フレディは自分の夢の実現に懸命であった。彼は手中にしたミランダに対して紳士的に振る舞い、いつか彼女が自分を愛してくれるように願っていた。しかし暴力的な手段で誘拐され、自由を奪われたミランダが根本的に考え方の違う男との生活から逃げ出すために、色々と画策するのは当然の成り行きであった。育ちも、考えも、人生への取り組み方もまったく違う二人が、ある時は少し理解しあったかのように見えたかと思うと、憎しみ合い、心が離れてゆく様子を映画はたくみに描いてゆく。サリンジャーの「ライ麦畑でつかまえて(THE CATCHER IN THE RYE)」を巡る会話は彼らの時代を映していて興味深い。

フレディがミランダを標本室に連れて行って、たくさんの蝶の標本を前にして、 It's my hobby.と言うのは当然としても、I am an entomologist. とはどういうつもりだ ! 字幕では「昆虫好きだ」とうまく訳していたが、会話通りだと「僕は昆虫学者なんだ」となって、この程度で学者気どりをするな ! と文句をつけたくなる。

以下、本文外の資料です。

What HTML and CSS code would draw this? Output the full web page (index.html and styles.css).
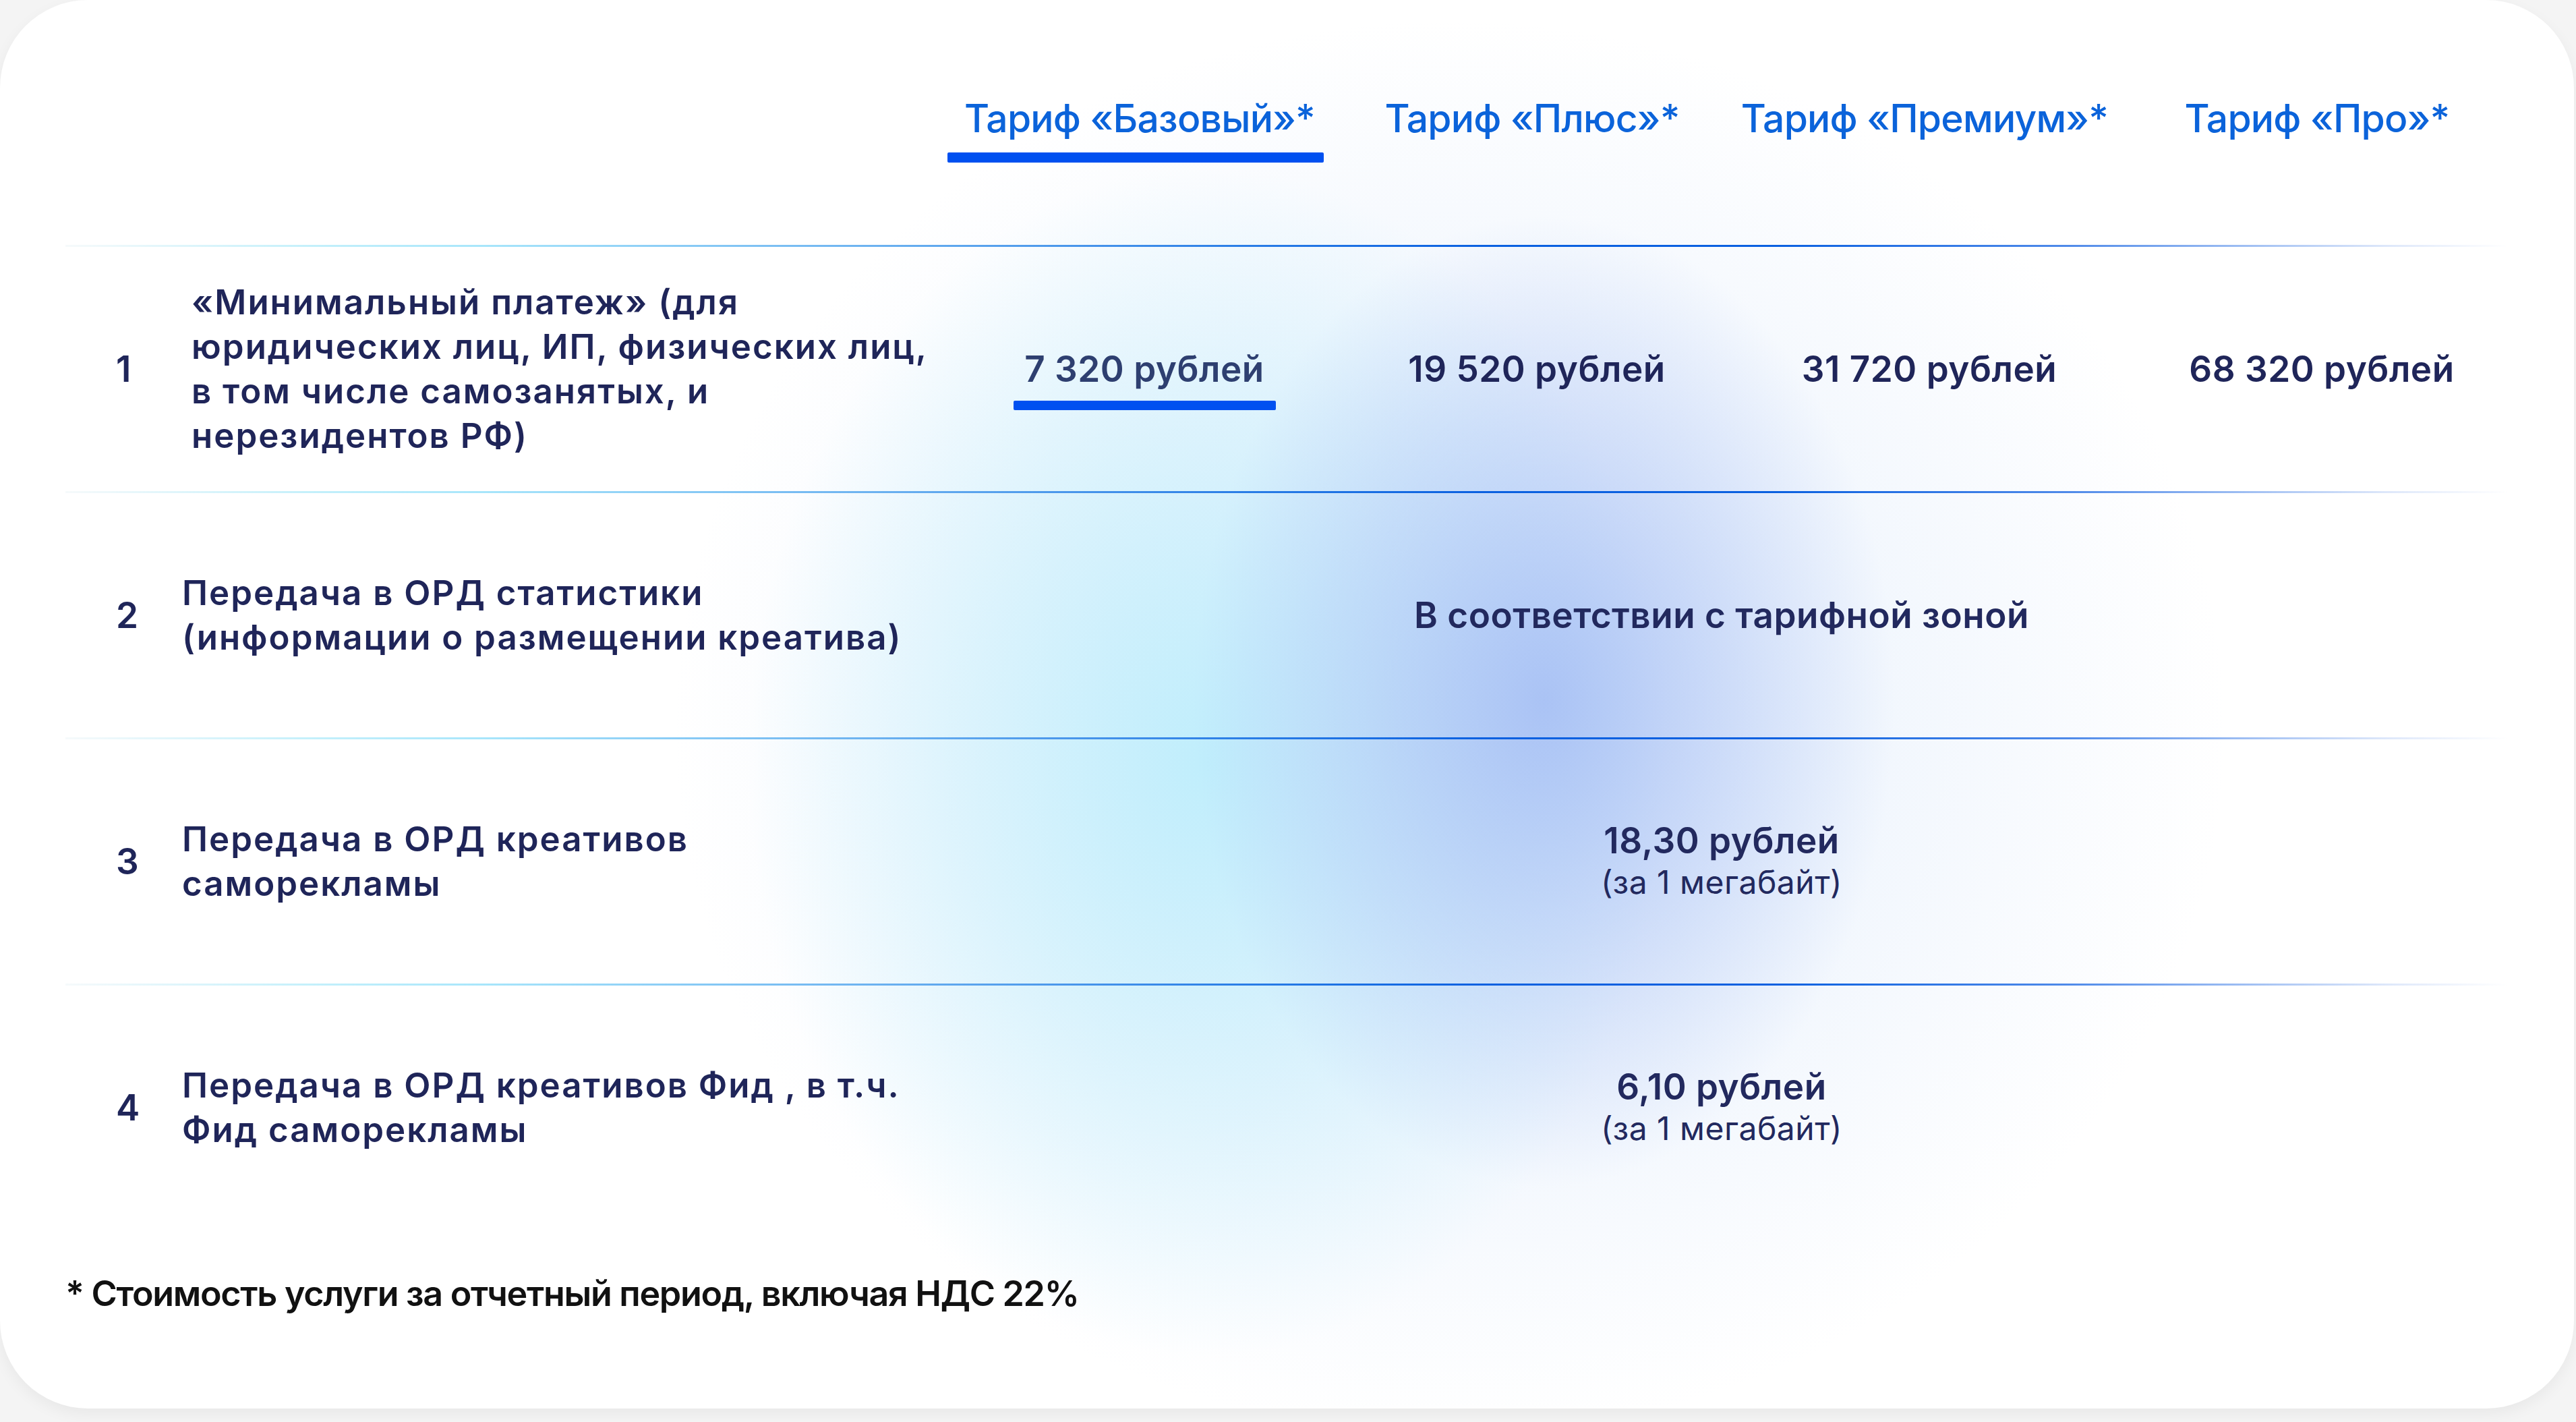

ミランダが標本箱の中の展翅された蝶を覗き込んで「きれいね、でも悲しそう」 「何匹殺したの?」「多くの美しい命を絶ったのね」とつぶやく。これらの言葉は僕の胸にグサリと突き刺さった。

僕が学生時代に蝶を採集していた時、通りがかった若い女性登山者が興味深そうに近寄ってきた。僕は捕虫網の中で羽ばたいている蝶の胸部を指でそっと押えて殺した。これは僕にとっては標本にするための当たり前の行為であったが、彼女は「かわいそうに・・・」という言葉を残して立ち去った。今まで何気なくしていたことなのに、僕はこの一言にとてもショックを受けて、心の痛む思いで山を下った。この出来事が僕を単なる収集ではなく、研究のための収集へと舵を変えるきっかけを作ってくれた。

新種の蝶を見つけよう。そして、自分の手で記載論文を書こう。そうすれば蝶を殺すことは無意味な殺戮ではなくなる。もし山で出会った女性がこの文章を読めば、何と自分勝手な理屈 ! と、また非難されるかも知れないが、彼女のおかげで一介のコレクターに終わることなく、アマチュアながら蝶研究の道に進み、大英(自然史)博物館に留学し、40種近い新種を発見、記載することが出来たのである。行きずりの人であったのに、僕の人生をかくも変え、僕に本当の生きがいを教えてくれることになった彼女に何と感謝してよいかわからない。

さて、話は映画に戻るが、フレディとミランダの関係は様々に揺れ動き、観客はストーリーの息詰まる展開に引き込まれる。結局、逃走をはかったミランダは肺炎にかかって、ついに自由の身になることがかなわぬまま、息をひきとってしまう。何ともやり切れない結末である。ここでフレディが自分の成した行為を深く反省し、馬鹿げた夢の実現を断念すれば、まだ救いはあったのだが、ミランダのケースを教訓に新たな獲物に狙いを付ける場面で映画は終わる。ところどころで、フレディに共感を抱き始めた観客も、最後に彼の異常さは救い難いものになってしまったことを認識させられ、絶望感にうちひしがれてしまう。

サイコサスペンスの先駆的な作品とされる所以である。